[WHAT THE TASK REQUIRES] Extract and list every line that contains the word "styles".

[DATA SECTION]
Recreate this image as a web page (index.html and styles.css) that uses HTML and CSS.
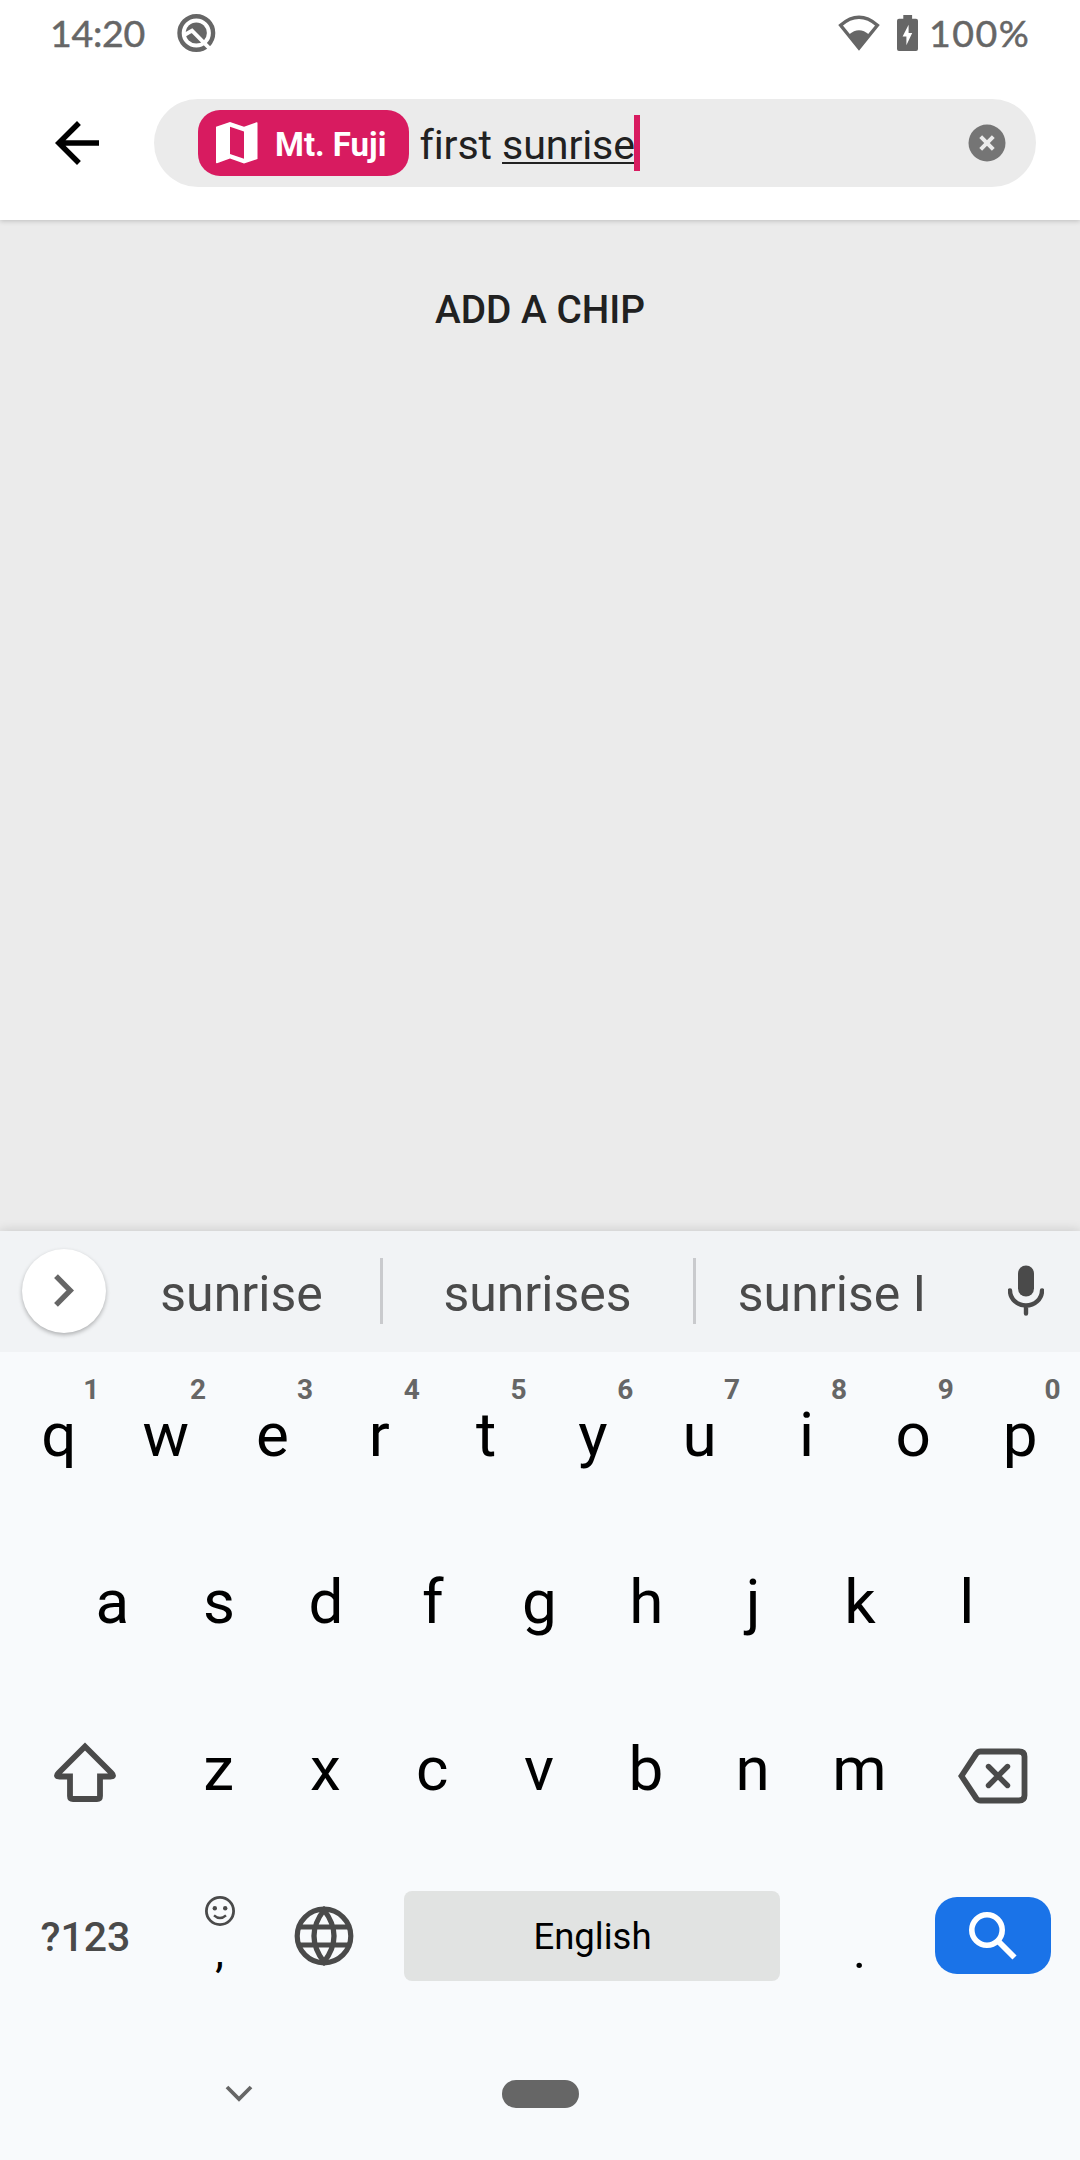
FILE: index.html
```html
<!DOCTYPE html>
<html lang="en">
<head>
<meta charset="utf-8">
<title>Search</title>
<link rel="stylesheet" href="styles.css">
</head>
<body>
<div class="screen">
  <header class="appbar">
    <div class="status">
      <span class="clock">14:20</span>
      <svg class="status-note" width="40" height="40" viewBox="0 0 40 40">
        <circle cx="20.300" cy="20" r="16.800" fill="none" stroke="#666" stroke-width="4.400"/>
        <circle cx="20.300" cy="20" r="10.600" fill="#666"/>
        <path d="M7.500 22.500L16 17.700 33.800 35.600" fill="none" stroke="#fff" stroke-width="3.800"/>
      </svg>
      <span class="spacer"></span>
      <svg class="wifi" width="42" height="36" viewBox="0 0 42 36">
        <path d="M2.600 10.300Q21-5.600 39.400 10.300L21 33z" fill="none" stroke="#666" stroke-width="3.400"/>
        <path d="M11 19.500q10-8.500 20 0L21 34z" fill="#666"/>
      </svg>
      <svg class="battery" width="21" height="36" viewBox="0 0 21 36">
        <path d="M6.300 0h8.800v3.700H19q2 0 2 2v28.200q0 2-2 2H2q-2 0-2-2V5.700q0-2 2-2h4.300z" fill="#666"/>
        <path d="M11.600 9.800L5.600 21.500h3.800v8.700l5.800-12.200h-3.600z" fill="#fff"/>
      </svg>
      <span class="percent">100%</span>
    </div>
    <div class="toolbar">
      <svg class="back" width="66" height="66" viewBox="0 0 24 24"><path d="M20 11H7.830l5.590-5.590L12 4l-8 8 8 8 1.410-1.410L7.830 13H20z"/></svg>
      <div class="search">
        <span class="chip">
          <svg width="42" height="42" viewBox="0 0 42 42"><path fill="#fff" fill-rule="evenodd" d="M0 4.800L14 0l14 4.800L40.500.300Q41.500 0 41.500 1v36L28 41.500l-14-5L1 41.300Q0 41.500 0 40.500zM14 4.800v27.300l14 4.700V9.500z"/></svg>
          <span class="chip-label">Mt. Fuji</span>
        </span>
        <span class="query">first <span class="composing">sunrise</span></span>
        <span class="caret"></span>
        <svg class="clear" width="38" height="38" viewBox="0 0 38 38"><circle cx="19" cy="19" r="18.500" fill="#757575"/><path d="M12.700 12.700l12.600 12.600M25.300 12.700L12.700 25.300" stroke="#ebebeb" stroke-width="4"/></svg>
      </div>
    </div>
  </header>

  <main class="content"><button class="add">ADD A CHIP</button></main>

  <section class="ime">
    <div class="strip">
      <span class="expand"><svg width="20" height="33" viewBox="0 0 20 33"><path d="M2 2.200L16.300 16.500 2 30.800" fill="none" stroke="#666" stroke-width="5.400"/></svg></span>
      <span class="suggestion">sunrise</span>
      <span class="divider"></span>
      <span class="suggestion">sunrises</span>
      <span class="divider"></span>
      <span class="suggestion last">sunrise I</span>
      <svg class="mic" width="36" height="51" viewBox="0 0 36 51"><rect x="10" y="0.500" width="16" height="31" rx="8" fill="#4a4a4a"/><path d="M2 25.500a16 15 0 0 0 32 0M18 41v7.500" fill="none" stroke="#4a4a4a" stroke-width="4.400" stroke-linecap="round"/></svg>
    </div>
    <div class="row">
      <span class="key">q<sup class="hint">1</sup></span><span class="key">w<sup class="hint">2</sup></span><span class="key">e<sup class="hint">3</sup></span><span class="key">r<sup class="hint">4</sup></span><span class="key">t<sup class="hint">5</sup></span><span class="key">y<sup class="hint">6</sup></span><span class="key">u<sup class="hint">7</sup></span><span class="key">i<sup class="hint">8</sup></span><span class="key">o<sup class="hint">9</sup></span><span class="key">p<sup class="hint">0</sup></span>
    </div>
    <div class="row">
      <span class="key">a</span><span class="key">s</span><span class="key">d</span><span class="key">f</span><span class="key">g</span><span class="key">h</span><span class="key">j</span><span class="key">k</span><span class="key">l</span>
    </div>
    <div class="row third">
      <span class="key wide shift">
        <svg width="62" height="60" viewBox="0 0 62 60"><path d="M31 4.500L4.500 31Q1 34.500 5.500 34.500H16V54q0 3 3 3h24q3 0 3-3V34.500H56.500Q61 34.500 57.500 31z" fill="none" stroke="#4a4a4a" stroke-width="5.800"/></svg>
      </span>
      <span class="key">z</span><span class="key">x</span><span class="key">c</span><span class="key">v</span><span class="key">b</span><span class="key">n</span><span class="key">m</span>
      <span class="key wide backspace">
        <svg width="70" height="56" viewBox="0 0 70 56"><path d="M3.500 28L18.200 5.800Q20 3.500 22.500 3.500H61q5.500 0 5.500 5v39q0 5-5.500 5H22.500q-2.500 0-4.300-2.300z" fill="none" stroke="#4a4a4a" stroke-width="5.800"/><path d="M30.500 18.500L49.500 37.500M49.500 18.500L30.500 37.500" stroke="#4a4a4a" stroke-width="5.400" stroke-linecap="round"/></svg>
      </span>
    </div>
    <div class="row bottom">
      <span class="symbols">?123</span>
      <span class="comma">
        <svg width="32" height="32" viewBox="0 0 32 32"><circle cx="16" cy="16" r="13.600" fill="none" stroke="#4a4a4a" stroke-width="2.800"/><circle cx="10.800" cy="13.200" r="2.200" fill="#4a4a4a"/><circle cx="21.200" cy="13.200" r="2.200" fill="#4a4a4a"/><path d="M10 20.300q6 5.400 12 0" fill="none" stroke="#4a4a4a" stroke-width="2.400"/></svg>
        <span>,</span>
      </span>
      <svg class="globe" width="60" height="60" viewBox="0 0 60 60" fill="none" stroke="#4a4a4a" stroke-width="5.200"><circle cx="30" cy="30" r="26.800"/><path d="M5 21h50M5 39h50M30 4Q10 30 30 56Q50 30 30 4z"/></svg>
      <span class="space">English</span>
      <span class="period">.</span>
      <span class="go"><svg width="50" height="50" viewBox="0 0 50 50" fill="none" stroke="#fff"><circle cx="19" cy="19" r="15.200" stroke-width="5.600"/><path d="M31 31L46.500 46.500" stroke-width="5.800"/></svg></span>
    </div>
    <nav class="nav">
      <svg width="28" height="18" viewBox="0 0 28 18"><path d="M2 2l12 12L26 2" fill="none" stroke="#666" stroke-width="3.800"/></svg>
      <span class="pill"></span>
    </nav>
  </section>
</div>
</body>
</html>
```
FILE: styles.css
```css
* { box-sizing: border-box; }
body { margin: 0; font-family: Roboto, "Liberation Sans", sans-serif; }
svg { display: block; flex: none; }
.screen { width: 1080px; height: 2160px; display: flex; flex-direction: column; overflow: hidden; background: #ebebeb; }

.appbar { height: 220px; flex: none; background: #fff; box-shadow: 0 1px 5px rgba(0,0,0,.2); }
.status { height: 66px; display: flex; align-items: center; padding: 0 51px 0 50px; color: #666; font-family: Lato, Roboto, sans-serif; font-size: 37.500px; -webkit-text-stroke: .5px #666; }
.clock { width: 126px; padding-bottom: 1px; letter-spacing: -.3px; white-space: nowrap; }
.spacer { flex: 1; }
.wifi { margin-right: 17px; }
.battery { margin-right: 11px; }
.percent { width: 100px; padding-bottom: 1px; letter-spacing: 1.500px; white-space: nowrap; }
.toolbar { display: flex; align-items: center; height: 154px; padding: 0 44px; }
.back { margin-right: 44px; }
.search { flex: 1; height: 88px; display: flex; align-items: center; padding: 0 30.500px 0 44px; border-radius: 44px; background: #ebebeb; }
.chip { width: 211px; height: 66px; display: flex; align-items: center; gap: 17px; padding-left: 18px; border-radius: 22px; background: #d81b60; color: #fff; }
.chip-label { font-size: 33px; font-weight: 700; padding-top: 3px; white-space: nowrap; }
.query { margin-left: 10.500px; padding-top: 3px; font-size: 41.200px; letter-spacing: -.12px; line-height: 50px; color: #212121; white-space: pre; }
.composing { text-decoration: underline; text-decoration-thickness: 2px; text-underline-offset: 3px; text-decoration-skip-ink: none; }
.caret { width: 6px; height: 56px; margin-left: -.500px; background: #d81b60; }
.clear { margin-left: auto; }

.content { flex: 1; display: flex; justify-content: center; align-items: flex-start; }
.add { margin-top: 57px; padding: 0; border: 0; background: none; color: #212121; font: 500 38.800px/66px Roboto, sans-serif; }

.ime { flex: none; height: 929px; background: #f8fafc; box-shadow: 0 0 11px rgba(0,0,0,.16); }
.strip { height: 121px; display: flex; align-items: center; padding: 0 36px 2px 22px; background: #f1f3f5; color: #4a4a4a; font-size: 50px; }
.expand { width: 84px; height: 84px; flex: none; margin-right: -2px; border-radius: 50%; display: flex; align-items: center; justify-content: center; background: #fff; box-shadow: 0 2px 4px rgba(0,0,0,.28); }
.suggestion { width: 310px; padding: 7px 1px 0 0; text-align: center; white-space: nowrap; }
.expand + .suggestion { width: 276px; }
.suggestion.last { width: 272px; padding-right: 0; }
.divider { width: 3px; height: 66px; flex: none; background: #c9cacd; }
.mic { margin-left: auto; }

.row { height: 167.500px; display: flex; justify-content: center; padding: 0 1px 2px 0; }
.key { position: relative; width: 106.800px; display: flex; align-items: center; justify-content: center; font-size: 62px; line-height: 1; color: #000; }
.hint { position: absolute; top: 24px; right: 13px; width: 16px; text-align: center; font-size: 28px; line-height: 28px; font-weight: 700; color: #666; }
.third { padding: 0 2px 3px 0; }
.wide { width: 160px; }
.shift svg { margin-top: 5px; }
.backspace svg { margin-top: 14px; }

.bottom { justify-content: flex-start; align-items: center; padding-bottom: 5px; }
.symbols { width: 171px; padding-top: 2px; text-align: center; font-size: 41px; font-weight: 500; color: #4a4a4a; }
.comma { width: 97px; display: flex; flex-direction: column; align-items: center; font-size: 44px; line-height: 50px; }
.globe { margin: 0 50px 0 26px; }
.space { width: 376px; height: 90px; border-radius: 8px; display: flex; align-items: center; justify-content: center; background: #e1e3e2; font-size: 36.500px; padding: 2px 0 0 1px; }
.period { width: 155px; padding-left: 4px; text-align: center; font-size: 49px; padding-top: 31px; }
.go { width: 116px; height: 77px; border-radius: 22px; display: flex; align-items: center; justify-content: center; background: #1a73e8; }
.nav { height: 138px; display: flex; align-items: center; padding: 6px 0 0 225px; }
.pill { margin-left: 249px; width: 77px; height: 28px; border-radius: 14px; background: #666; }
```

[THE ANSWER]
Recreate this image as a web page (index.html and styles.css) that uses HTML and CSS.
<link rel="stylesheet" href="styles.css">
FILE: styles.css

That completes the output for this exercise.